Catalina "Chiqui" Berg of Pengilly, Minn., makes delicious caramels and chocolate candies for a loyal group of online customers and candy stores. The Colombia native knows how to satisfy a sweet tooth.
Tom Smude, a farmer from Pierz, Minn., started out growing a few acres of soil-replenishing sunflowers in place of corn and soybeans in 2007. He has since built a processing-and-bottling plant to produce heart-healthy oil from 600-plus acres he plants or contracts for annually. The operation is pressed to meet demand from restaurants and grocery stores.
Will that be a 6-ounce bottle or 250-gallon tote of "cold-pressed" sunflower oil?
Both were at Midwest Pantry's Spring Local Food & Gift Show last week at the Grain Belt Bottling House in northeast Minneapolis.
Berg and Smude are part of the burgeoning "locally grown" food movement that stresses healthy, real ingredients. It is the niche-company growth engine of the otherwise stagnant food industry. It has the likes of General Mills buying in or trying to create boutiques that operate like small independents, similar to the raging "microbreweries."

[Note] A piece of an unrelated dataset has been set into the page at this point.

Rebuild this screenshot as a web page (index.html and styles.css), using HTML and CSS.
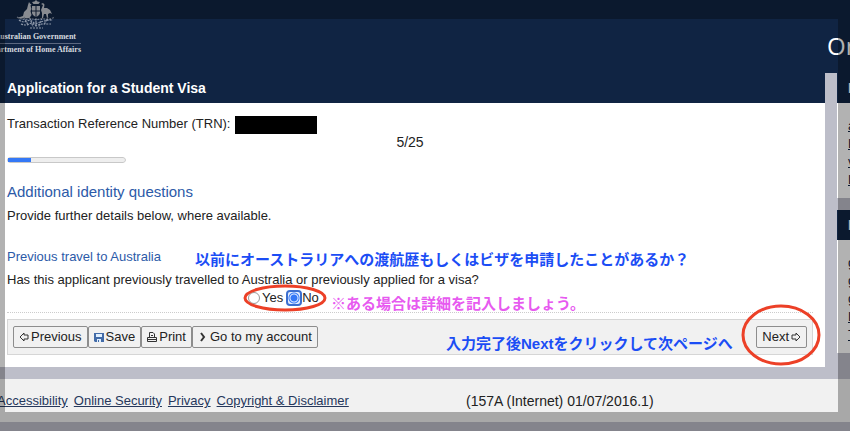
FILE: index.html
```html
<!DOCTYPE html>
<html lang="en">
<head>
<meta charset="utf-8">
<title>Application for a Student Visa</title>
<link rel="stylesheet" href="styles.css">
</head>
<body>
<header class="masthead">
  <div class="brand">
    <svg class="crest" viewBox="0 0 40 29" aria-hidden="true">
      <g fill="#c3c8d0">
        <path d="M20 0l1.500 1.500L24 2l-1.500 2H17.500L16 2l2.500-.5z"/>
        <path d="M13 2l1 1.500 1.500 1-1 1 1 3.500-1 2 1 4-2 3H9l-4 .5-4-.5 6-2 1-4 3-3 1-4z"/>
        <path d="M25 4l2-1 1.500 1.500L28 8l3 0 3 2 2 4-2-1-2 1v4h-1l-1-4-2 0-1 4h-1v-5l-1-3 2-5z"/>
        <path d="M16 6h8v6.500c0 2-2 3.500-4 4.500-2-1-4-2.500-4-4.500z"/>
      </g>
      <path d="M20 6v11M16 11h8" stroke="#142440" stroke-width="1"/>
      <g fill="none" stroke="#8d97a8" stroke-width="1.200" stroke-dasharray="2 1">
        <path d="M1 17q5 3 10 2t9 1q5-2 9-1t10-2M3 20q4 3 8 1t8 3q5-2 9-3t9-1M5 24q5 2 8 0t7 2q4-2 7-2t8 0M14 28h13"/>
        <path d="M8 17l4 8M14 18l3 9M20 18v9M26 18l-3 9M32 17l-4 8"/>
      </g>
    </svg>
    <span class="brand-top">Australian Government</span>
    <span class="brand-bottom">Department of Home Affairs</span>
  </div>
  <span class="site-name">On</span>
</header>
<div class="columns">
  <main class="main">
    <h1 class="title">Application for a Student Visa</h1>
    <div class="content">
      <p class="trn">Transaction Reference Number (TRN): <span class="redacted"></span></p>
      <p class="step">5/25</p>
      <progress class="progress" value="5" max="25" aria-label="Step 5 of 25"></progress>
      <h2 class="section">Additional identity questions</h2>
      <p class="line">Provide further details below, where available.</p>
      <h3 class="subsection">Previous travel to Australia
        <span class="note note-question" lang="ja">以前にオーストラリアへの渡航歴もしくはビザを申請したことがあるか？</span></h3>
      <fieldset class="question">
        <legend>Has this applicant previously travelled to Australia or previously applied for a visa?</legend>
        <div class="answers">
          <label class="choice"><input type="radio" name="travel">Yes</label>
          <label class="choice"><input type="radio" name="travel" checked>No</label>
          <svg class="ring ring-answer" viewBox="0 0 84 28" aria-hidden="true"><ellipse cx="42" cy="14" rx="40" ry="12"/></svg>
          <span class="note note-hint" lang="ja">※ある場合は詳細を記入しましょう。</span>
        </div>
      </fieldset>
      <div class="toolbar">
        <button type="button"><svg class="icon" viewBox="0 0 10 10"><path d="M1 5l4-4v2h4v4H5v2z"/></svg>Previous</button>
        <button type="button"><svg class="icon save" viewBox="0 0 10 10"><path class="disk" d="M0 1h10v9H1L0 9z"/><path class="paper" d="M2 2h6v3H2zM3 7h4v3H3z"/><path class="disk" d="M4 8h1v2H4z"/></svg>Save</button>
        <button type="button"><svg class="icon" viewBox="0 0 10 10"><path d="M2.500 5.500v-5h3.500l1.500 1.500v3.500M.5 5.500h9v4h-9zM.5 7.500h9M4 3.500h2"/></svg>Print</button>
        <button type="button"><svg class="icon bold" viewBox="0 0 10 10"><path d="M3 1l3 4-3 4"/></svg>Go to my account</button>
        <span class="note note-next" lang="ja">入力完了後Nextをクリックして次ページへ</span>
        <span class="next">
          <button type="button">Next<svg class="icon" viewBox="0 0 10 10"><path d="M9 5L5 1v2H1v4h4v2z"/></svg></button>
          <svg class="ring ring-next" viewBox="0 0 80 62" aria-hidden="true"><ellipse cx="40" cy="31" rx="38" ry="29"/></svg>
        </span>
      </div>
    </div>
  </main>
  <aside class="side">
    <h2 class="side-title">R</h2>
    <div class="side-box"><a href="#">a</a><a href="#">L</a><a href="#">v</a><a href="#">L</a></div>
    <h2 class="side-title">H</h2>
    <div class="side-box tall"><a href="#">g</a><a href="#">g</a><a href="#">g</a><a href="#">L</a><a href="#">T</a></div>
  </aside>
</div>
<footer class="footer">
  <nav class="links"><a href="#">Accessibility</a><a href="#">Online Security</a><a href="#">Privacy</a><a href="#">Copyright &amp; Disclaimer</a></nav>
  <span class="version">(157A (Internet) 01/07/2016.1)</span>
</footer>
<div class="shade"></div>
</body>
</html>
```
FILE: styles.css
```css
* { box-sizing: border-box; }
html { height: 100%; }
body {
  position: relative;
  min-height: 100%;
  margin: 0;
  overflow: hidden;
  background: #bdbec9;
  color: #222;
  font: 13px/20px "Liberation Sans", "Noto Sans CJK JP", sans-serif;
}
h1, h2, h3, p { margin: 0; }
.masthead {
  display: flex;
  justify-content: space-between;
  height: 73px;
  background: #102443;
  color: #fff;
}
.brand {
  display: flex;
  flex-direction: column;
  width: 81px;
  font: bold 8px/12px "Liberation Serif", serif;
  white-space: nowrap;
  color: #d5d9df;
}
.crest { width: 40px; height: 29px; margin: 0 0 2px 16px; }
.brand-top { align-self: flex-end; padding-right: 5px; }
.brand-bottom { align-self: flex-end; border-top: 1px solid #5c6880; }
.site-name {
  width: 23px;
  padding-top: 32px;
  font: 24px/28px "Open Sans", sans-serif;
}
.columns { display: flex; gap: 12px; }
.main { flex: 1; background: #fff; }
.title {
  padding: 5px 7px;
  background: #102443;
  color: #fff;
  font-size: 14px;
  line-height: 20px;
}
.content { padding: 11px 12px 12px 7px; }
.redacted {
  display: inline-block;
  width: 82px;
  height: 18px;
  margin-left: 1px;
  background: #000;
  vertical-align: middle;
}
.step { height: 18px; font-size: 14px; line-height: 16px; text-align: center; }
.progress {
  display: block;
  width: 119px;
  height: 6px;
  margin: 5px 0 18px;
  appearance: none;
  border-radius: 3px;
  overflow: hidden;
  border: 0;
}
.progress::-webkit-progress-bar {
  background: #eee;
  border: 1px solid #c8c8c8;
  border-radius: 3px;
}
.progress::-webkit-progress-value { background: #3478f6; }
.section { color: #2c5aa8; font-size: 15px; font-weight: normal; line-height: 22px; }
.line { padding: 3px 0; }
.subsection {
  position: relative;
  margin-top: 18px;
  color: #2c5aa8;
  font-size: 13px;
  font-weight: normal;
}
.note {
  position: absolute;
  color: #1b4df5;
  font-size: 15px;
  font-weight: bold;
  white-space: nowrap;
}
.note-question { left: 188px; top: 3px; }
.note-hint { left: 324px; top: 6px; color: #e75af0; }
.note-next { left: 438px; top: 14px; }
.question { margin: 0; padding: 0 0 6px; border: 0; border-bottom: 1px dotted #ccc; }
.question legend { padding: 3px 0 0; }
.answers { position: relative; display: flex; gap: 4px; height: 16px; padding-left: 240px; line-height: 16px; }
.choice { display: flex; align-items: center; gap: 1px; }
.choice input {
  width: 12px;
  height: 12px;
  margin: 1px;
  appearance: none;
  border: 1px solid #999;
  border-radius: 50%;
  background: #fff;
}
.choice input:checked {
  border: 0;
  border-radius: 2px;
  background: radial-gradient(circle, #3478f6 3px, #e4eeff 4px, #3478f6 5px, #e4eeff 6px);
  outline: 2px solid #3b6fd0;
}
.ring { position: absolute; fill: none; stroke: #ec4027; stroke-width: 3; }
.ring-answer { left: 236px; top: -6px; width: 84px; height: 28px; }
.ring-next { left: -15px; top: -22px; width: 80px; height: 62px; }
.toolbar {
  position: relative;
  display: flex;
  margin-top: 6px;
  padding: 6px 5px;
  border: 1px solid #d6d6d6;
  background: #f1f1f1;
}
button {
  display: flex;
  align-items: center;
  gap: 2px;
  height: 22px;
  padding: 0 5px;
  border: 1px solid #8d8d8d;
  border-radius: 2px;
  background: #f1f1f1;
  color: #222;
  font: inherit;
}
.icon { width: 10px; height: 10px; fill: none; stroke: #333; stroke-width: 1; }
.icon.bold { stroke-width: 2; }
.icon.save { stroke: none; }
.disk { fill: #426ba8; }
.paper { fill: #dfefff; }
.next { position: relative; margin-left: auto; }
.side { width: 13px; overflow: hidden; }
.side-title {
  height: 30px;
  padding-left: 11px;
  background: #102443;
  color: #fff;
  font-size: 14px;
  line-height: 30px;
}
.side-box { display: flex; flex-direction: column; height: 95px; margin-bottom: 12px; padding: 14px 0 0 11px; background: #fff; }
.side-box a { color: #102443; line-height: 18px; }
.side-box.tall { height: 113px; margin-bottom: 0; }
.footer {
  display: flex;
  height: 43px;
  margin-top: 12px;
  padding-top: 12px;
  background: #f1f1f1;
}
.links { display: flex; gap: 6px; width: 469px; margin-left: -3px; }
.links a { color: #26385c; }
.version { font-size: 14px; }
.shade {
  position: absolute;
  inset: 0;
  border: solid rgba(0, 0, 0, .3);
  border-width: 19px 12px 19px 5px;
  pointer-events: none;
}
```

And the likes of Wal-Mart, Target, Supervalu, Kowalski's and other regional and national peddlers are clearing valuable shelf space for "local" foods because, if they're made within the state or 100 miles, they make the cash registers ring louder.
"Many buyers are willing to pay a premium for local food, and large grocers are taking note," consulting firm A.T. Kearney said in a recent report that noted that big-box and national chains rank low among consumers for "trustworthiness."
The big companies are interested because local goods generate consumer goodwill and command higher-margin prices.